1990年代の雑誌『りぼん』では、甘酸っぱい恋愛物語からシリアスなストーリーのものまで、いくつもの名作少女漫画が誕生した。主人公の恋愛模様だけでなく、そこに深く関わる脇役たちも魅力的で、彼ら彼女らのサブストーリーも気になったもの。
今回はそんな「脇役」にフォーカスし、幸せを掴んだカップルたちを振り返ってみようと思う。
■長年の片思いを実らせたマミリン
まずは矢沢あい氏の漫画『天使なんかじゃない』から、タキガワマン・瀧川秀一とマミリン・麻宮裕子を紹介したい。甘いマスクで女子を魅了するモテ男・タキガワマンは、中学の頃から後輩の原田志乃と付き合っていた。

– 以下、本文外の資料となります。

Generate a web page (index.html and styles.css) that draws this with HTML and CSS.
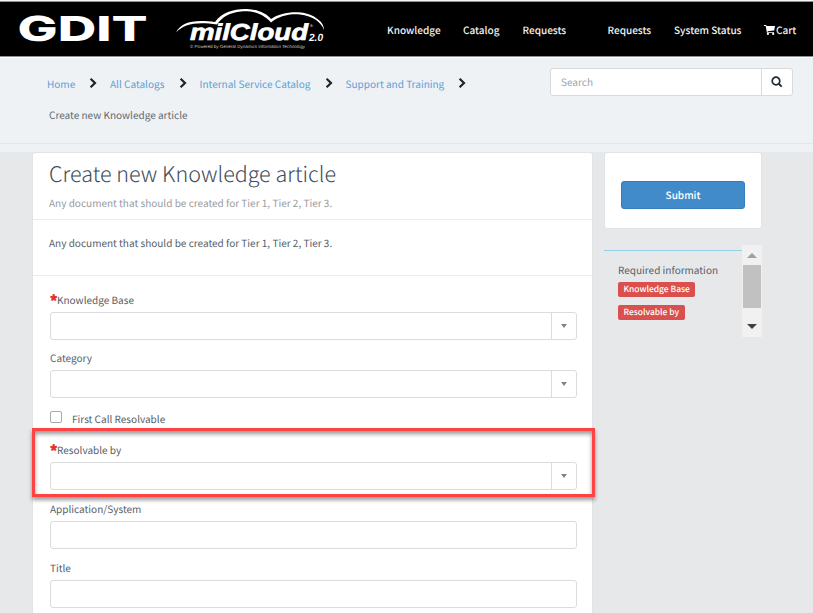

一方のマミリンは、優しい性格ながらクールな才女。タキガワマンに5年も片思いしており、一度バレンタインに告白しているが志乃が邪魔をしたため気持ちは届かないまま高校生になっている。ただ、マミリンを人として尊敬していた志乃が涙ながらにバレンタインの事を懺悔したシーンは、胸が締め付けられるものだった。
志乃と別れた後、2人の心は急接近していく。印象的な場面といえば、体育倉庫で翠のネックレスを見つけた時のキスだ。この頃から、タキガワマンはマミリンへの恋心を自認していたのだろう。

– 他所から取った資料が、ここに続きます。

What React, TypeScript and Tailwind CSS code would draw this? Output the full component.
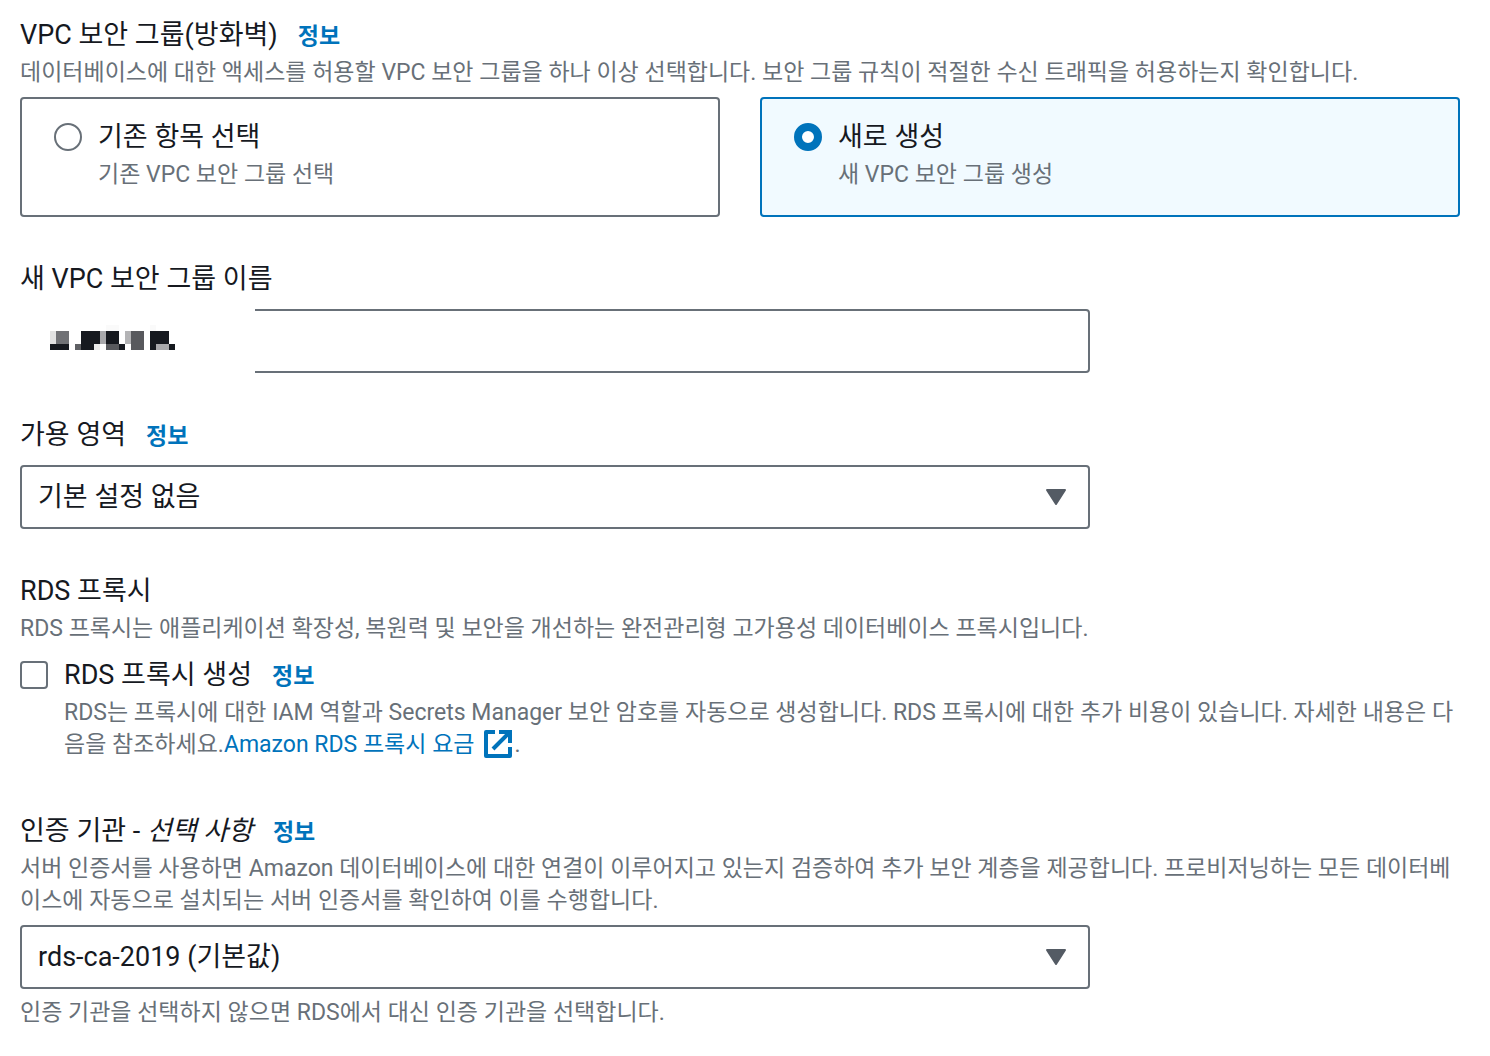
import React, { useState } from "react";

const InfoLink: React.FC = () => (
  <a
    href="#info"
    className="ml-5 text-[23px] leading-8 font-bold text-[#0073bb]"
  >
    정보
  </a>
);

const Description: React.FC<{ children: React.ReactNode }> = ({ children }) => (
  <p className="text-[23px] leading-8 break-all text-[#687078]">{children}</p>
);

const ExternalIcon: React.FC = () => (
  <svg
    viewBox="0 0 28 28"
    className="mr-0.5 ml-2.5 inline-block size-7 align-[-6px]"
    fill="none"
    stroke="currentColor"
    strokeWidth="4"
    aria-hidden="true"
  >
    <path d="M11 2H2v24h24v-9" strokeLinejoin="round" />
    <path d="M15 2h11v11" />
    <path d="M25 3 9 19" />
  </svg>
);

interface TileProps {
  label: string;
  description: string;
  checked: boolean;
  onChange: () => void;
}

const Tile: React.FC<TileProps> = ({
  label,
  description,
  checked,
  onChange,
}) => (
  <label
    className={`flex flex-1 items-start gap-4 rounded-[4px] border-2 px-8 pt-4 pb-6 ${
      checked ? "border-[#0073bb] bg-[#f1faff]" : "border-[#687078] bg-white"
    }`}
  >
    <input
      type="radio"
      name="security-group"
      checked={checked}
      onChange={onChange}
      className={`mt-2 size-7 shrink-0 appearance-none rounded-full bg-white ${
        checked ? "border-8 border-[#0073bb]" : "border-2 border-[#687078]"
      }`}
    />
    <span>
      <span className="block">{label}</span>
      <span className="block text-[23px] leading-8 text-[#687078]">
        {description}
      </span>
    </span>
  </label>
);

const SelectBox: React.FC<{ id: string; options: string[] }> = ({
  id,
  options,
}) => (
  <div className="relative mt-2 w-full max-w-[1070px]">
    <select
      id={id}
      className="block h-16 w-full appearance-none rounded-[4px] border-2 border-[#687078] bg-white px-4"
    >
      {options.map((o) => (
        <option key={o}>{o}</option>
      ))}
    </select>
    <svg
      viewBox="0 0 22 18"
      className="pointer-events-none absolute top-[23px] right-[23px] h-[18px] w-[22px]"
      aria-hidden="true"
    >
      <path
        d="M2 2h18l-9 14z"
        fill="#545b64"
        stroke="#545b64"
        strokeWidth="2"
        strokeLinejoin="round"
      />
    </svg>
  </div>
);

// x, y, width, height, fill
const MOSAIC: [number, number, number, number, string][] = [
  [168, 0, 39, 18, "#fafafa"],
  [300, 0, 18, 18, "#fafafa"],
  [0, 18, 18, 39, "#e2e2e2"],
  [18, 18, 39, 39, "#717276"],
  [93, 18, 57, 39, "#16191f"],
  [150, 18, 18, 39, "#a8a8ab"],
  [168, 18, 39, 39, "#16191f"],
  [225, 18, 18, 39, "#b3b3b5"],
  [243, 18, 39, 57, "#58595d"],
  [300, 18, 57, 39, "#16191f"],
  [0, 57, 57, 18, "#16191f"],
  [75, 57, 18, 18, "#5f6064"],
  [93, 57, 39, 18, "#16191f"],
  [132, 57, 18, 18, "#ebebeb"],
  [168, 57, 39, 18, "#58595d"],
  [207, 57, 18, 18, "#16191f"],
  [300, 57, 18, 18, "#16191f"],
  [318, 57, 39, 18, "#a8a8ab"],
  [357, 57, 18, 18, "#16191f"],
];

export default function App() {
  const [group, setGroup] = useState("new");
  const [name, setName] = useState("");
  const [proxy, setProxy] = useState(false);

  return (
    <main
      lang="ko"
      className="space-y-10 bg-white pt-[13px] pr-[30px] pb-6 pl-5 font-['Roboto','Noto_Sans_CJK_KR',sans-serif] text-[27px] leading-[44px] text-[#16191f]"
    >
      <section>
        <h2>
          VPC 보안 그룹(방화벽)
          <InfoLink />
        </h2>
        <Description>
          데이터베이스에 대한 액세스를 허용할 VPC 보안 그룹을 하나 이상
          선택합니다. 보안 그룹 규칙이 적절한 수신 트래픽을 허용하는지
          확인합니다.
        </Description>
        <div className="mt-2 flex gap-10">
          <Tile
            label="기존 항목 선택"
            description="기존 VPC 보안 그룹 선택"
            checked={group === "existing"}
            onChange={() => setGroup("existing")}
          />
          <Tile
            label="새로 생성"
            description="새 VPC 보안 그룹 생성"
            checked={group === "new"}
            onChange={() => setGroup("new")}
          />
        </div>
      </section>

      <section>
        <label htmlFor="group-name" className="block">
          새 VPC 보안 그룹 이름
        </label>
        <div className="relative mt-2 w-full max-w-[1070px]">
          <input
            id="group-name"
            type="text"
            value={name}
            onChange={(e) => setName(e.target.value)}
            className="block h-16 w-full rounded-[4px] border-2 border-[#687078] px-4"
          />
          {/* Masked name */}
          <div className="pointer-events-none absolute inset-y-0 left-0 w-[235px] bg-white pt-4 pl-[30px]">
            <svg
              viewBox="0 0 375 75"
              className="h-[25px] w-[125px]"
              shapeRendering="crispEdges"
              aria-hidden="true"
            >
              {MOSAIC.map(([x, y, w, h, fill]) => (
                <rect
                  key={`${x}-${y}`}
                  x={x}
                  y={y}
                  width={w}
                  height={h}
                  fill={fill}
                />
              ))}
            </svg>
          </div>
        </div>
      </section>

      <section>
        <label htmlFor="zone">가용 영역</label>
        <InfoLink />
        <SelectBox id="zone" options={["기본 설정 없음"]} />
      </section>

      <section>
        <h2>RDS 프록시</h2>
        <Description>
          RDS 프록시는 애플리케이션 확장성, 복원력 및 보안을 개선하는
          완전관리형 고가용성 데이터베이스 프록시입니다.
        </Description>
        <div className="mt-2 flex items-start gap-4">
          <input
            id="proxy"
            type="checkbox"
            checked={proxy}
            onChange={(e) => setProxy(e.target.checked)}
            className="mt-2 size-7 shrink-0 appearance-none rounded-[4px] border-2 border-[#687078] bg-white checked:border-[#0073bb] checked:bg-[#0073bb]"
          />
          <div>
            <label htmlFor="proxy">RDS 프록시 생성</label>
            <InfoLink />
            <Description>
              RDS는 프록시에 대한 IAM 역할과 Secrets Manager 보안 암호를
              자동으로 생성합니다. RDS 프록시에 대한 추가 비용이 있습니다.
              자세한 내용은 다음을 참조하세요.
              <a href="#pricing" className="text-[#0073bb]">
                Amazon RDS 프록시 요금
                <ExternalIcon />
              </a>
              .
            </Description>
          </div>
        </div>
      </section>

      <section className="pt-2">
        <label htmlFor="ca">
          인증 기관 - <i>선택 사항</i>
        </label>
        <InfoLink />
        <Description>
          서버 인증서를 사용하면 Amazon 데이터베이스에 대한 연결이 이루어지고
          있는지 검증하여 추가 보안 계층을 제공합니다. 프로비저닝하는 모든
          데이터베이스에 자동으로 설치되는 서버 인증서를 확인하여 이를
          수행합니다.
        </Description>
        <SelectBox id="ca" options={["rds-ca-2019 (기본값)"]} />
        <div className="mt-2">
          <Description>
            인증 기관을 선택하지 않으면 RDS에서 대신 인증 기관을 선택합니다.
          </Description>
        </div>
      </section>
    </main>
  );
}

「なんかもう… コントロールがきかない 好きだ…」と2人きりの部屋でマミリンに告白したページでは、「ついに……!」と気持ちが昂った読者も多いのではないだろうか。
■未央と彩子との女の友情も見どころ
吉住渉氏の漫画『ハンサムな彼女』からは、木村彩子&森本輝臣を紹介したい。女優の萩原未央を中心に、華やかな芸能界で繰り広げられる複雑な恋愛模様が見どころの同作。木村彩子は「沢木彩」という芸名で活躍するアイドルで、未央以上に売れっ子である。

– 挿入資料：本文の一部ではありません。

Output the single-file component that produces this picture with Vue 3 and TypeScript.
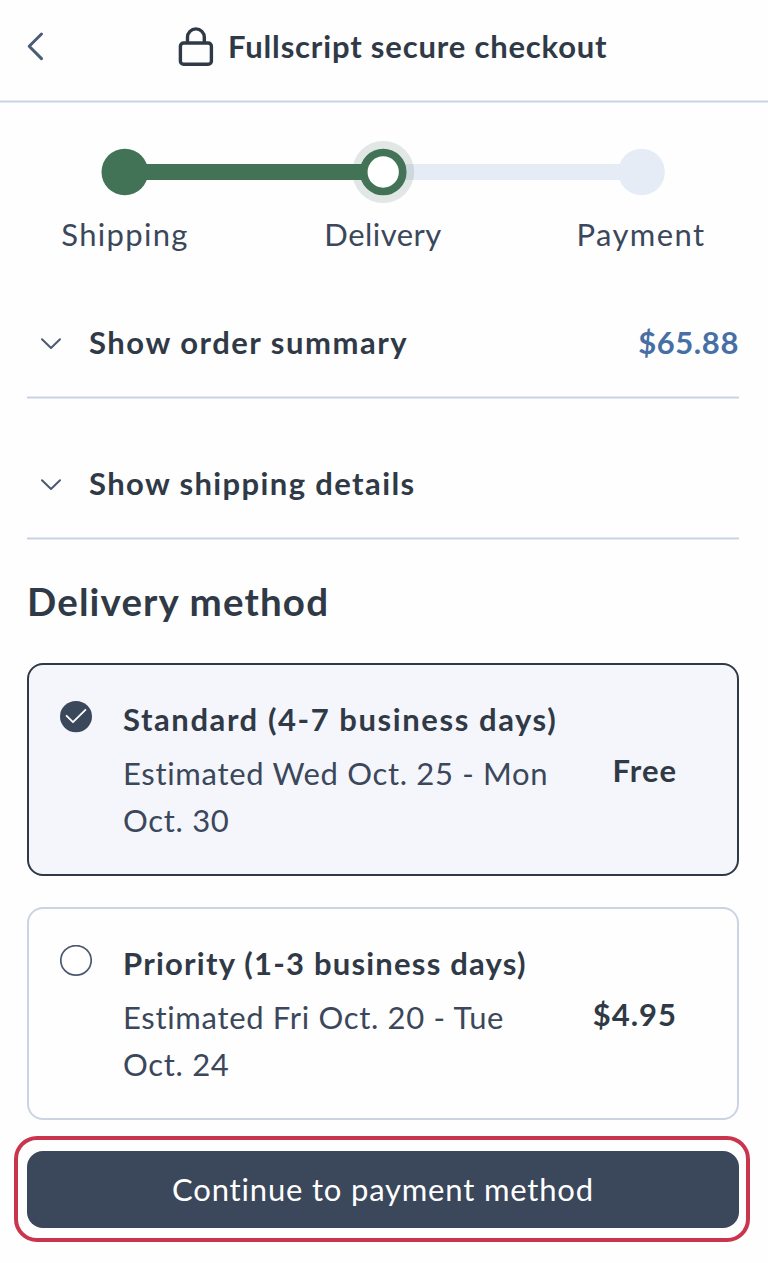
<script setup lang="ts">
import { ref } from 'vue'

interface Method {
  id: string
  title: string
  estimate: string
  price: string
}

const steps: string[] = ['Shipping', 'Delivery', 'Payment']
const methods: Method[] = [
  { id: 'standard', title: 'Standard (4-7 business days)', estimate: 'Estimated Wed Oct. 25 - Mon Oct. 30', price: 'Free' },
  { id: 'priority', title: 'Priority (1-3 business days)', estimate: 'Estimated Fri Oct. 20 - Tue Oct. 24', price: '$4.95' },
]
const selected = ref<string>('standard')
</script>

<template>
  <main class="checkout">
    <header class="header">
      <svg class="back" width="18" height="30" viewBox="0 0 18 30">
        <path d="M15.5 3 L3.2 15.2 L15.5 27.6" />
      </svg>
      <div class="brand">
        <svg class="lock" width="36" height="40" viewBox="0 0 36 40">
          <rect x="2.4" y="16" width="31" height="21.2" rx="3.2" />
          <path d="M9.5 16V10.3a8.4 8.4 0 0 1 16.8 0V16" />
        </svg>
        <h1>Fullscript secure checkout</h1>
      </div>
    </header>
    <div class="rule"></div>

    <section class="progress">
      <svg class="track" width="768" height="64" viewBox="0 0 768 64">
        <rect x="383" y="24" width="258" height="16" fill="#e6ecf5" />
        <circle cx="641.5" cy="32" r="23.3" fill="#e6ecf5" />
        <circle cx="383.2" cy="32" r="31" fill="#437356" fill-opacity="0.16" />
        <rect x="125" y="24" width="248" height="16" fill="#437356" />
        <circle cx="124.8" cy="32" r="23.3" fill="#437356" />
        <circle cx="383.2" cy="32" r="19.5" fill="#fff" stroke="#437356" stroke-width="7.7" />
      </svg>
      <div class="labels">
        <span v-for="s in steps" :key="s" :class="['label', s.toLowerCase()]">{{ s }}</span>
      </div>
    </section>

    <section class="toggle order">
      <svg class="chevron" width="22" height="14" viewBox="0 0 22 14"><path d="M2 2.2 L11 11 L20 2.2" /></svg>
      <span class="toggle-text">Show order summary</span>
      <span class="total">$65.88</span>
    </section>
    <div class="rule inset"></div>
    <section class="toggle details">
      <svg class="chevron" width="22" height="14" viewBox="0 0 22 14"><path d="M2 2.2 L11 11 L20 2.2" /></svg>
      <span class="toggle-text">Show shipping details</span>
    </section>
    <div class="rule inset"></div>

    <h2>Delivery method</h2>

    <div class="methods">
      <div
        v-for="m in methods"
        :key="m.id"
        :class="['card', m.id, { selected: m.id === selected }]"
        @click="selected = m.id"
      >
        <svg class="radio" width="32" height="32" viewBox="0 0 32 32">
          <template v-if="m.id === selected">
            <ellipse cx="16" cy="15.6" rx="16" ry="15.6" fill="#3b475a" />
            <path d="M6.6 14.8 L13 21.2 L25.4 8.8" fill="none" stroke="#fff" stroke-width="1.8" stroke-linecap="round" stroke-linejoin="round" />
          </template>
          <ellipse v-else cx="16" cy="15.4" rx="15.2" ry="14.8" fill="#fff" stroke="#4b5870" stroke-width="1.7" />
        </svg>
        <div class="info">
          <div class="title">{{ m.title }}</div>
          <div class="estimate">{{ m.estimate }}</div>
        </div>
        <div class="price">{{ m.price }}</div>
      </div>
    </div>

    <div class="highlight">
      <button type="button" class="continue">Continue to payment method</button>
    </div>
  </main>
</template>

<style>
body {
  background: #fff;
}
</style>

<style scoped>
.checkout {
  width: 768px;
  height: 1263px;
  box-sizing: border-box;
  overflow: hidden;
  background: #fefeff;
  font-family: Lato, "Open Sans", sans-serif;
  font-size: 31px;
  line-height: 46px;
  color: #3b475a;
}
.header {
  display: flex;
  height: 101px;
}
.back {
  margin: 31px 0 0 26px;
  flex: none;
}
.back path {
  fill: none;
  stroke: #4b5c75;
  stroke-width: 3;
  stroke-linecap: round;
  stroke-linejoin: round;
}
.brand {
  display: flex;
  margin-left: 134px;
}
.lock {
  margin: 27px 0 0;
  flex: none;
}
.lock rect,
.lock path {
  fill: none;
  stroke: #303a47;
  stroke-width: 3.4;
}
h1 {
  margin: 23px 0 0 14px;
  font-size: 31px;
  line-height: 46px;
  font-weight: 700;
  letter-spacing: 0.82px;
  color: #303a47;
  white-space: nowrap;
}
.rule {
  height: 1px;
  background: #c9d2e0;
  box-shadow: 0 -1px #e4e9f1, 0 1px #e4e9f1;
}
.rule.inset {
  margin: 0 29px 0 27px;
}
.progress {
  padding-top: 38px;
  height: 206px;
  box-sizing: border-box;
}
.track {
  display: block;
}
.labels {
  display: flex;
  justify-content: space-between;
  padding: 0 63px 0 61px;
  margin-top: 7px;
}
.label {
  display: flex;
  justify-content: center;
  width: 128px;
}
.shipping {
  letter-spacing: 1.3px;
}
.delivery {
  letter-spacing: 0.45px;
}
.payment {
  letter-spacing: 1.4px;
}
.toggle {
  display: flex;
  align-items: center;
  height: 46px;
  margin: 0 29px 0 40px;
  font-weight: 700;
  color: #303a47;
}
.order {
  padding-top: 11px;
  padding-bottom: 32px;
}
.details {
  padding-top: 62px;
  padding-bottom: 32px;
}
.chevron {
  flex: none;
  margin-top: 3px;
}
.chevron path {
  fill: none;
  stroke: #4b5870;
  stroke-width: 2;
  stroke-linecap: round;
  stroke-linejoin: round;
}
.toggle-text {
  margin-left: 27px;
}
.order .toggle-text {
  letter-spacing: 1.52px;
}
.details .toggle-text {
  letter-spacing: 1.38px;
}
.total {
  margin-left: auto;
  letter-spacing: 0.6px;
  color: #476fa5;
}
h2 {
  margin: 34px 0 0 27px;
  font-size: 38.5px;
  line-height: 56px;
  font-weight: 700;
  letter-spacing: 1.15px;
  color: #303a47;
}
.methods {
  display: flex;
  flex-direction: column;
  gap: 31px;
  margin: 34px 29px 0 27px;
}
.card {
  display: flex;
  box-sizing: border-box;
  height: 213px;
  padding: 31px 60px 31px 31px;
  border: 2px solid #cbd4e2;
  border-radius: 16px;
}
.card.selected {
  border-color: #303a47;
  background: #f5f6fb;
}
.radio {
  flex: none;
  margin-top: 5px;
}
.info {
  width: 440px;
  margin-left: 31px;
}
.title {
  font-weight: 700;
  color: #303a47;
  white-space: nowrap;
}
.standard .title {
  letter-spacing: 1.58px;
}
.priority .title {
  letter-spacing: 1.22px;
}
.estimate {
  margin-top: 8px;
  line-height: 46.5px;
  letter-spacing: 0.68px;
}
.price {
  align-self: center;
  margin-left: auto;
  font-weight: 700;
  letter-spacing: 1px;
  color: #303a47;
}
.highlight {
  box-sizing: border-box;
  width: 736px;
  height: 106px;
  margin: 16px 0 0 14px;
  padding: 11px 7px 10px 9px;
  border: 4px solid #c9354c;
  border-radius: 23px;
}
.continue {
  display: block;
  width: 712px;
  height: 77px;
  padding: 0 0 2px;
  border: 0;
  border-radius: 16px;
  background: #3b475a;
  color: #fff;
  font: inherit;
  letter-spacing: 0.82px;
}
</style>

それと同時に、彩子は未央の親友でもあった。しかし、未央と恋仲になっていく熊谷一哉の元カノで未練を持っていたり未央の初恋相手である人気アイドル・森本輝臣の想い人だったりと、未央の恋愛相手と何かしらの関係性を持つという複雑な存在だ。
輝臣は彩子に一度告白して振られているが、諦めずに彼女を想い続ける一途な男。彩子は一哉に失恋してから次第にその真剣な愛に惹かれるようになり、ついに結ばれる。ひたむきに1人を想い続けた輝臣の気持ちを考えると、胸が熱くなるカップリングだ。
■物語に欠かせない名脇役・神谷曜子の恋
池野恋氏の漫画『ときめきトゥナイト』からは、神谷曜子と風間力を紹介する。曜子は、頭脳明晰でパワフルな暴力団組織「神谷組」の1人娘。真壁俊に長い間片思いしていて、蘭世にとっては恋敵となる存在だ。
俊を巡って、蘭世と殴り合いの喧嘩をしている姿が印象的という読者も多いはず。想いは成就しなかったが、蘭世との間に生まれた友情は胸を打った。
報われない恋をした曜子だが、「風間組」の跡取り息子・風間力に見染められ求婚されてから人生は急展開。力のアプローチに負け、スピード婚へと突き進んだ。曜子ばりの情熱と一途さを持つ力とは、パワフルカップルとしてお似合いだったと思う。
新婚旅行中、力が偶然口にした呪文によって犬になってしまったことで犬嫌いの力に離婚されるというとんでもエピソードがあるのも曜子らしい。ちなみに力は離婚後も曜子を忘れられず、犬嫌いを克服し再プロポーズをしている。